One of the cruel ironies of cognitive impairment, whether it’s due to dementia, stroke or some other condition, is that the individual is deprived of the fully functioning brain needed to have insight into their own limitations. But as in this case, close family members often are also unable to see it. Why is this so? Usually it is because of a combination of several factors, such as
• A desire to continue viewing the loved one as capable
• A fear of progressive reduced mental capacity in future
• The increased dependence of the senior
• The need for them to assume more responsibilities in caring for the elder
• The needed change in their relationship with the senior
• Fear of how to help the senior cope with all the changes
• Uncertainty of all the unknowable implications both now and in future
I see DENIAL at work every day among both seniors and family members. I have come to view it as a very normal human response to the sometimes slowly encroaching, difficult-to-identify aspects of aging. But which of us are immune from the denial trap? Two more examples:
• A professional in our field, a woman with decades of experience in helping seniors, was relating her concerns about her own mother, when it became clear that the senior was experiencing hallucinations, but the daughter couldn’t see it. A senior services professional!

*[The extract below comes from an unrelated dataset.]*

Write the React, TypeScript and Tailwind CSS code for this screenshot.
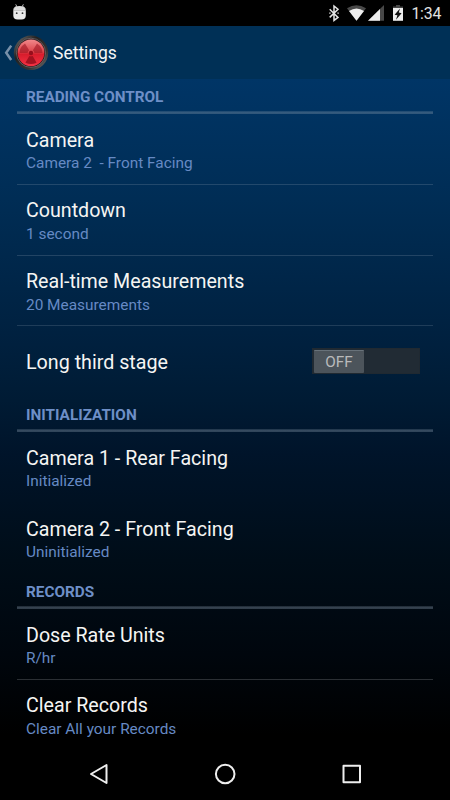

• A published op-ed piece a year ago related the story of a man who had won a Nobel prize in economics, but in his senior years had gambled, given away or been scammed out of his personal fortune before his family realized that he was making terrible financial decisions. Who was his son? A PhD economist!
So now we come to my sobering realization: it could happen to me, too. What makes me think that I won’t be victim of the same denial trap? How will my wife and I know when the time has come to cede a little control? To give up the car keys? To turn over finances to others? To have home care of our own? Will we be the lucky ones who retain full mental functioning until the end? Or will we experience mental decline? If the latter, will one of us be able to take care of the other? Or will it happen to both of us concurrently? When one of us dies, will the survivor need help in unforeseen ways? Will our children (now in only their 20s) be endowed with the wisdom to see our decline with clear eyes, or will they engage in denial like so many do? Will we have the necessary relationships of trust with people who are able to see our need for help, and take the necessary actions?
How do we take steps in the coming years to insure a desirable answer to these questions?